Quelques améliorations viennent casser la routine comme les Reliques, des cartes rares obtenues en battant un paladin ennemi, ou encore la duplication de cartes. Là encore, on retrouve cette interconnexion constante entre gameplay et scénario qui renforce l’immersion. Chaque embranchement narratif vous confronte à des boss différents, ce qui influe sur les Reliques que vous pourrez obtenir d’une partie à l’autre. Crown Gambit se distingue aussi par une série d’éléments annexes qui permettent de s’éloigner un temps des enjeux principaux. L’exploration narrative prend la forme d’une carte du royaume de Meodred, découpée en zones, où chaque étape propose un dilemme ou un événement scénarisé : embuscades, négociations, rencontres surnaturelles…
Parfois, une simple rencontre peut débouler sur un moment clé : ainsi, en sauvant une paysanne en apparence insignifiante, on découvre plus tard qu’il s’agissait de la bien-aimée d’un paladin, qui vous en saura gré et évitera un combat.
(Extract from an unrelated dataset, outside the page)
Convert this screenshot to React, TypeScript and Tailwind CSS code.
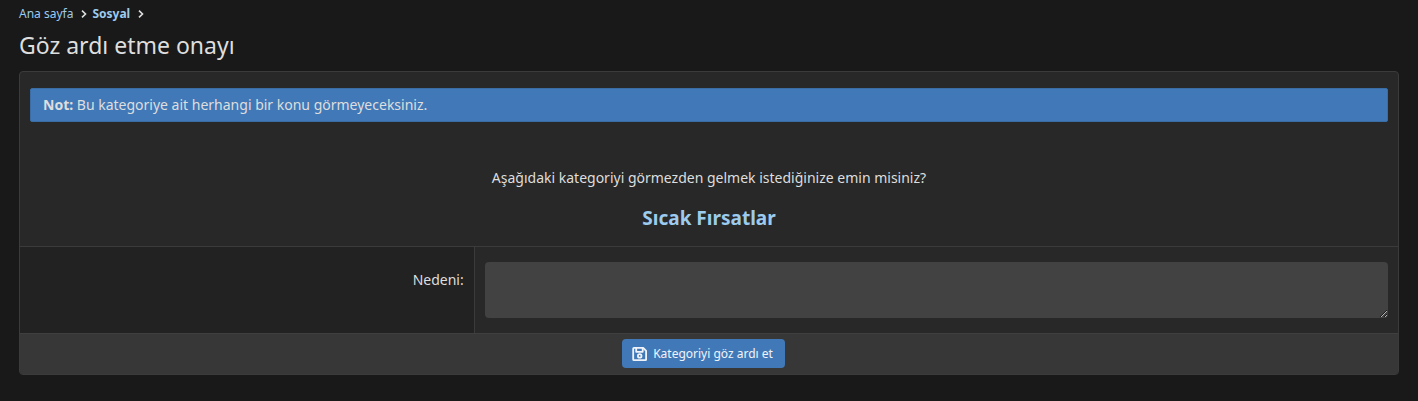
function Chevron() {
  return (
    <svg className="size-2 text-[#dedede]" viewBox="0 0 8 8" fill="none" stroke="currentColor" strokeWidth="1.6" aria-hidden="true">
      <path d="M2 0.7 5.5 4 2 7.3" />
    </svg>
  );
}

function SaveIcon() {
  return (
    <svg className="h-4 w-4" viewBox="0 0 16 16" fill="none" stroke="currentColor" strokeWidth="1.8" strokeLinejoin="round" aria-hidden="true">
      <path d="M2 1.9H11.2L14.1 4.8V13.5Q14.1 14.1 13.5 14.1H2Q1.2 14.1 1.2 13.5V2.5Q1.2 1.9 2 1.9Z" />
      <path d="M4.2 2V5.8H10.7V2" />
      <circle cx="7.7" cy="9.9" r="1.8" />
    </svg>
  );
}

export default function App() {
  return (
    <div className="min-h-screen bg-[#191919] px-[19px] pt-1 pb-6 font-['Noto_Sans',sans-serif] text-sm text-[#dedede]">
      <nav aria-label="Breadcrumb">
        <ol className="flex items-center text-xs leading-5 text-[#9ccbee]">
          <li className="flex items-center gap-[7px]">
            <a href="#">Ana sayfa</a>
            <Chevron />
          </li>
          <li className="ml-1 flex items-center gap-[7px]">
            <a href="#" className="font-bold">Sosyal</a>
            <Chevron />
          </li>
        </ol>
      </nav>
      <h1 className="mt-1 text-[23px] leading-[34px]">Göz ardı etme onayı</h1>
      <form className="mt-[9px] overflow-hidden rounded border border-[#3b3b3b] bg-[#282828]" onSubmit={(e) => e.preventDefault()}>
        <div className="px-[10px] pt-4 pb-[14px]">
          <p className="rounded-xs border border-[#3a6da6] bg-[#4179b8] px-3 py-[6px] leading-5">
            <strong>Not:</strong> Bu kategoriye ait herhangi bir konu görmeyeceksiniz.
          </p>
          <div className="mt-11 text-center leading-6">
            <p>Aşağıdaki kategoriyi görmezden gelmek istediğinize emin misiniz?</p>
            <a href="#" className="mt-4 inline-block text-[19px] leading-6 font-bold text-[#9ccbee]">Sıcak Fırsatlar</a>
          </div>
        </div>
        <div className="flex border-t border-[#3b3b3b]">
          <div className="w-[33%] border-r border-[#3b3b3b] bg-[#222222] px-[10px] pt-[22px] text-right leading-[22px]">
            <label htmlFor="reason">Nedeni:</label>
          </div>
          <div className="flex-1 px-[10px] py-[15px]">
            <textarea id="reason" rows={2} className="block h-14 w-full resize-y rounded bg-[#424242] px-2 py-1 outline-none scheme-dark" />
          </div>
        </div>
        <div className="flex justify-center border-t border-[#3f3f3f] bg-[#373737] pt-[5px] pr-[11px] pb-[6px]">
          <button type="submit" className="flex items-center gap-[5px] rounded bg-[#4179b8] pr-3 pl-[10px] py-1 text-xs leading-[21px] text-[#f0f4fa]">
            <SaveIcon />
            Kategoriyi göz ardı et
          </button>
        </div>
      </form>
    </div>
  );
}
Wild Wits Games a conçu un univers riche en lore et en personnages, et s’il fallait lui adresser un reproche, ce serait sans doute un rythme un peu effréné pour un monde aussi dense. Heureusement, le jeu intègre une encyclopédie très complète qui détaille les maisons nobles, les mythes fondateurs, et l’histoire des conflits. Survoler un prénom ou un élément du lore affiche d’ailleurs un aperçu contextuel, permettant de se repérer sans avoir à interrompre l’action. Ça reste néanmoins compliqué à suivre la première fois.
Une direction artistique très solide
Enfin, la direction artistique, mêlant illustrations dessinées à la main et animations stylisées, contribue largement à l’ambiance sombre et mélancolique du jeu. Malgré une forte dépendance aux dialogues et aux interactions, Crown Gambit parvient régulièrement à émerveiller visuellement, tant par la richesse de ses décors que par le chara-design de ses protagonistes. On apprécie également une interface épurée et lisible, ce qui n’était pas forcément gagné pour un jeu basé sur des mécaniques de cartes.
La bande-son, quant à elle, reste assez discrète et propose quelques morceaux agréables, mais souffre d’une trop grande répétitivité, notamment lors des combats, au point qu’on est tenté de mettre sa propre musique en fond. Crown Gambit reste un jeu globalement bien maîtrisé, mais pas exempt de défauts, et cela se ressent particulièrement dans son système de rejouabilité. Le jeu vous incite à le recommencer plusieurs fois pour débloquer les différentes fins, mais cela devient répétitif assez vite. Dans notre cas, cela s’est produit dès la deuxième partie, malgré des choix narratifs très différents.
Du côté de la narration, les grandes lignes du récit restent similaires, mais les variations apportées suffisent à maintenir l’intérêt. C’est plutôt au niveau du gameplay que la redondance se fait sentir. La grille de combat manque de variété et d’interactivité (pas de terrains aux effets particuliers, par exemple), et il est trop facile d’exploiter la Grâce Ancestrale pour simplifier les affrontements et répéter les mêmes schémas. Si l’envie d’expérimenter de nouvelles synergies de cartes ne vous anime pas, vous risquez de tomber dans une forme de routine.